Barry, 53, will take over Jan. 1 for outgoing Fire Chief William Bamattre, who resigned last week amid uproar over harassment and racial discrimination in the Fire Department.
Mayor Antonio Villaraigosa's senior advisors said the mayor expects Barry, a 31-year department veteran, to work aggressively toward ending discriminatory practices that have resulted in multimillion-dollar lawsuits and triggered two critical city audits.
"The mayor wanted to find a person for the interim who is a change agent and ready to create momentum and action for the department, who knows it well, who has served it well, and also who has the leadership skills and shared vision for excellence," said Robin Kramer, the mayor's chief of staff.
Barry's elevation to acting chief also serves an important political purpose for Villaraigosa, who has come under withering criticism from some African Americans for vetoing a $2.7-million settlement granted to a black firefighter who had sued the city for racial discrimination.
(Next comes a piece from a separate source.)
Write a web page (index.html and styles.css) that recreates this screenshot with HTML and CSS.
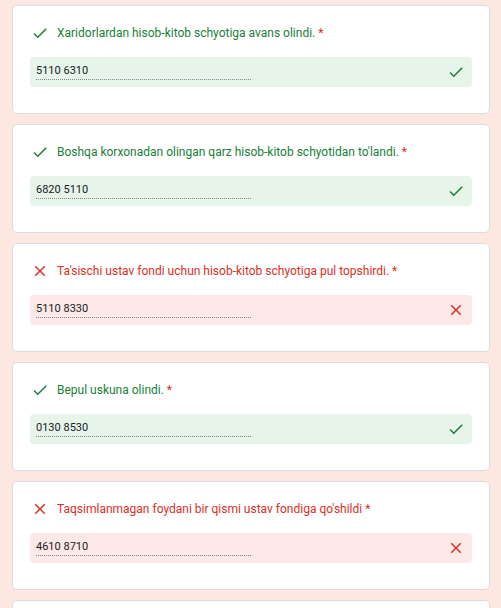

Those critics complained that Villaraigosa yielded to public outrage over the size of the settlement to Tennie Pierce, whose station house dinner was laced with dog food by other firefighters in 2004, rather than deal with the broader question of discrimination in the department.
Appointing a black chief, even on an interim basis, could go a long way toward mollifying some of those critics.
But some of the city's African American leaders viewed Barry's selection as only a first step in a broader effort to address hazing and harassment practices that have defied solution.
"Just appointing an African American is not enough. It has to go much further," said Earl Ofari Hutchinson, president of the Los Angeles Urban Policy Roundtable. "The key is the support and the tools and an aggressive attack on the culture of racism in the department."
The interim chief, now an assistant fire chief managing the day-to-day operations of the department's Fire Prevention Bureau, will take over an organization that has grown more diverse in the last decade but is still riven by accusations of racism, sexism and a hostile work environment.